A chi entrava dal porto Rodi appariva come un vasto anfiteatro di case e di forti digradante dai colli al mare. Le sue mura e le sue torri racchiudevano due porti, il più grande dei quali era difeso al nord dalla Torre di S. Nicola e a mezzodì dal Castello di Sant’Angelo e poteva essere chiuso alla navigazione mercè due grosse catene.

Sopra uno dei moli del porto piccolo poi il forte di Sant’Elmo e ai piedi di esso v’era saldata una grossa solida catena, la quale poteva ogni sera essere agganciata all’altra estremità dell’opposto molo.

Lungo il porto piccolo vi era l’arsenale e tra un porto l’altro correva un solido bastione difeso da una torre massiccia, dagli spalti della quale tre cannoni spalancavano le loro bocche minacciose.

Dalla parte di terra invece la città era difesa da una triplice muraglia, lungo la quale si rincorrevano tredici torri irte di cannoni.

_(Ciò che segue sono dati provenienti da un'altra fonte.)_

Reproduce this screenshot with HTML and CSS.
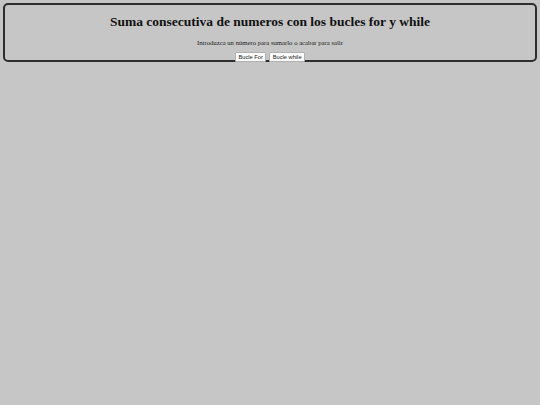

Questa speciale architettura della difesa della piazza, facevano apparire Rodi, dalla parte di terra come un mucchio di terrapieni e di muraglie, intersecate da profondi fossi, oltre i quali delle batterie si sovrapponevano nascondendosi, minacciando occultamente la strage da innumerevoli bocche da fuoco.

Completate le opere di difesa della piazza, Villiers de l’Isle Adam ricevette una nuova insolentissima lettera dal Sultano così che non ebbe più dubbi che l’assedio stesse per cominciare.

Passata in rassegna tutta la guarnigione e fatto obbligo di penitenza, dopo le preghiere d’uso prima della battaglia, il Gran Maestro affidò la difesa del bastione di Alvergna al cavaliere Du Mesnil, quello di Spagna al cavaliere Francisco Corrierès, quello d’Inghilterra cav. Nicola Huzy, quello di Provenza a Béranger de Lioncel e quello d’Italia ad Andelotto Gentile.

La torre di San Nicola fu affidata a Guyot Castelane della lingua di Provenza.

Il Gran Maestro, dopo aver confidato lo stendardo della Religione a Fra Antonio de Grolee del Delfinato il proprio a Fra Enrico Mauselle della sua casa, si riservò la difesa del quartiere di Santa Maria della Vittoria che era il punto più debole della città.

L’arrivo dell’armata turca

Alba del 26 giugno 1522 una galea ritornando in porto a vele spiegate avvertì che la flotta turca muoveva all’assalto della città. Di lì a qualche ora infatti ben 400 navi di varia grandezza comparvero sull’orizzonte.